We continue our coverage of the Gothic Manchester Festival with an exploration of Steampunk…
By Lucy Simpson
Photographs c/o Ade Hunter/MMU
Calling all lovers of creativity, nostalgia, and brass-goggles! Steampunk is for you.
So, ‘What is this thing called Steampunk?’, “We will certainly be answering this question in full”, Helen Malarky, Manchester Metropolitan University’s Humanities-in-Public festival co-ordinator, explained at the event of the same name. The event at the Museum of Science and Industry showed how the Steampunking of anything was possible, from iPhones to religion, as part of Manchester Science Festival, continuing for the next week.

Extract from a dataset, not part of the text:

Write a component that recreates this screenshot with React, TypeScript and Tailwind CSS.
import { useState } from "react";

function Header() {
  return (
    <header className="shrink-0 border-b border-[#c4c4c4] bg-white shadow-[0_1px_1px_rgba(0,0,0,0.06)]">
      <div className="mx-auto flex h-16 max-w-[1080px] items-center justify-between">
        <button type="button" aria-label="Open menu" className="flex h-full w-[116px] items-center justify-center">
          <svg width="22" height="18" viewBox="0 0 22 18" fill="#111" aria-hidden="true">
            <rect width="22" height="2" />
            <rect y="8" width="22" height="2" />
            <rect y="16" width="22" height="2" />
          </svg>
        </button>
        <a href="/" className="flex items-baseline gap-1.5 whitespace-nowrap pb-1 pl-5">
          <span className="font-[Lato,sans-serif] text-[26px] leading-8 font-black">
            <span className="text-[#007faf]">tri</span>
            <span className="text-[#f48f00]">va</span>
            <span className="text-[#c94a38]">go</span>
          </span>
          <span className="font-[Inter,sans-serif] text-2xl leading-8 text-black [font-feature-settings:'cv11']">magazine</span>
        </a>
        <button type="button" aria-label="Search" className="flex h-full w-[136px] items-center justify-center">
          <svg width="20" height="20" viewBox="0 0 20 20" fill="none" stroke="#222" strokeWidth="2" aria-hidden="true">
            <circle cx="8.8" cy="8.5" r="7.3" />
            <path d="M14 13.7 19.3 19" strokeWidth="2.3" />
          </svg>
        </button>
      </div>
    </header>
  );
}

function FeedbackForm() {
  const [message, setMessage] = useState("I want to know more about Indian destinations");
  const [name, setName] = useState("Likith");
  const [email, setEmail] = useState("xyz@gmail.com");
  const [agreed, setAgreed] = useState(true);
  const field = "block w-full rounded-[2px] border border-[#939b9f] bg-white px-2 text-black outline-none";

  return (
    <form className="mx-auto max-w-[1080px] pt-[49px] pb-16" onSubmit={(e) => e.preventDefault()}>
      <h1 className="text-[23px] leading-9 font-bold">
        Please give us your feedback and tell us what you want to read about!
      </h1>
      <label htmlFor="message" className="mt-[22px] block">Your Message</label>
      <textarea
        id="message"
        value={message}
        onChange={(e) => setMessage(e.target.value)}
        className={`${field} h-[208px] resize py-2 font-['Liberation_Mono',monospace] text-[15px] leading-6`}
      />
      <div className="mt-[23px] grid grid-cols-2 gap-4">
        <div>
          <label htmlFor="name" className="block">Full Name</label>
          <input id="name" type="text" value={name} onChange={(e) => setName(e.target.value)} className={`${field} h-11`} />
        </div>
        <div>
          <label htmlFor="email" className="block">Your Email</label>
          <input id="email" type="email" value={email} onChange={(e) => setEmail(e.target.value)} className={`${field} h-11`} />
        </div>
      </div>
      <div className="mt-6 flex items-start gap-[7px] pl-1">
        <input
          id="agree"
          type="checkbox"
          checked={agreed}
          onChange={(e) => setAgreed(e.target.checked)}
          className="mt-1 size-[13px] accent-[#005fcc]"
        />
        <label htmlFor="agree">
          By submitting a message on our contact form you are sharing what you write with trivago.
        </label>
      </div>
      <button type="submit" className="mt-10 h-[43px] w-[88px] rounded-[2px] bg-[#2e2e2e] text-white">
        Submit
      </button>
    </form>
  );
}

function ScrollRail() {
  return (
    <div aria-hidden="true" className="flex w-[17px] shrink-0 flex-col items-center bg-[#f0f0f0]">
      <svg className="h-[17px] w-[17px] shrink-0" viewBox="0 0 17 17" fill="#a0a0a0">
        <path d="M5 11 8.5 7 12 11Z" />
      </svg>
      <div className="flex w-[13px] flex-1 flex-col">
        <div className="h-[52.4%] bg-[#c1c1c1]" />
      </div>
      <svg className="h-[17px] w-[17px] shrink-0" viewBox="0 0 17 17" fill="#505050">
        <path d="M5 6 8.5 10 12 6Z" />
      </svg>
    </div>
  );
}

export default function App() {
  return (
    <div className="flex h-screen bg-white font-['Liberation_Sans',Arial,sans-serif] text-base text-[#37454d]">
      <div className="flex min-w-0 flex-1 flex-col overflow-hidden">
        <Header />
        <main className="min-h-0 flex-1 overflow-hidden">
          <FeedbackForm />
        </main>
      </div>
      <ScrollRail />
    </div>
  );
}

Steampunk, in its most basic terms, is an art, fashion, and subculture about reworking the old and turning it new. However, beyond this is a re-inventive world overflowing with individuality, genius, and inclusion into a welcoming community. However, the fans, academics and experts at the event all had their own definitions, this is a culture everyone can make their mark upon.

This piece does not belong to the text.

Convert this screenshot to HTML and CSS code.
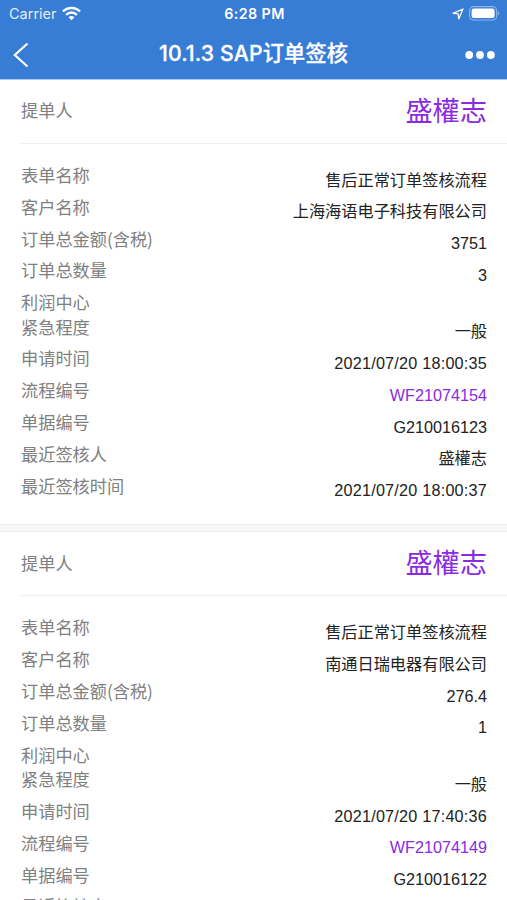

Similarly, contribution was encouraged from all. The day kicked off in true Steampunk style with a tour around historian and head of collections, Jack Kirby’s, Power Hall in the museum itself. Featuring metal pistons and more than the occasional puff of steam, the venue was described later by both guests and speakers as “marvellous.” Kirby alighted his podium, as the costumed crowd gathered in top hats or Gothic dress, honouring the event’s inclusion as part of Gothic Manchester Festival. Kirby offered chronological coverage of Victorian steam engines, and hailing Thomas Watt as the “genius” behind it all.
The tour led us into the station building where several everyday items were eliciting a lot of interest. Peter Harrow, winner of the second ever Victorian Steampunk Society’s ‘Fellowship’, pierced the excited chatter with his Steampunk megaphone, after checking the setting was set to ‘amp,’ rather than ‘kill’ or ‘stun,’ of course. He vouched for the genre’s eccentric love of “leather, brass and gizmos,” revealing a Dalek complete with boiler, and an e-cigarette turned pipe. He encouraged the audience to Steampunk their own items, and “shape to your heart’s content.” On removing the brass tripod from his Steampunk iPhone, he assured us it was “still fully portable!” to which an eager audience member replied “On sepia setting no doubt!” Individuality is the key appeal of Steampunk to Harrow as he explained to me later “There’s no uniform for Steampunk but it’s still Steampunk”.
From individuality, to rationality – in the form of self-defence. A talk and demonstration about the martial art Bartitsu, by Duncan McNulty and James Hogg from the Bartitsu Amateur Forum, revealed the varied nature of the Steampunk genre. Bartitsu adopts a fast combination of fighting styles, from bare knuckle to bayonet, a way of “cheating using science,” using any objects that came to hand, most commonly a cane. Hogg defined its Steampunk roots in “the activity of rediscovering and reinventing”, and McNulty as “the martial art that somehow feels right,” provoking a response from an audience-member of “I think hitting with canes sums it up!”
After a break of coffee and cake, Clare Nally, senior lecturer at the University of Northumbria, spoke about Steampunk in graphic novels, referring to them and the event’s “beautiful venue” as “a natural home for Steampunk”. She emphasized “recovering lost histories” in her energetic academic study of Steampunk novels. Later, Nally explained how Steampunk allies itself with “nostalgia,” questioning “high and low culture” and “challenging ideas surrounding the Victorian era.”
More culture and a discussion of Steampunk films with Manchester Metropolitan University’s Anna Powell next, Research Fellow and previous Reader in Film and English Studies. Powell identifies Steampunk as an emergence from the Gothic, making the distinctions of the inclusion of science fiction and modern technology. She captures Steampunk’s imaginative spirit explaining it as something “on the cusp of science and magic.”
A definition which lends itself to Claire McDermott and Matthew Carson’s, from ‘SUB’, a community who find spirituality within sub-cultures. Carson greets his “fellow Steampunkers,” applauding them on their “fabulous costumes,” as the pair define Steampunk as finding beauty in something discarded. They refer to Jesus as the first Steampunker, providing a metaphor that finds beauty in the steam: “The Lord is my engineer,” the Holy Spirit is the steam, and we are the machines. Later, McDermott describes Steampunk as “fantastic” due to its “accessibility from different angles:” a genre which “has something for everyone.”
As Steampunk has something for everyone, so too did this event. Guests were encouraged to find what Steampunk meant for them, with one guest finding it in reclaiming “a heritage that would otherwise be lost”, eventually Steampunking them all in the end. Another said the event had “encouraged more of an interest” in this community with an unquenched enthusiasm, and as Harrow identified, a “generosity of spirit” making this a brilliant afternoon for guests, speakers, and Steampunkers alike.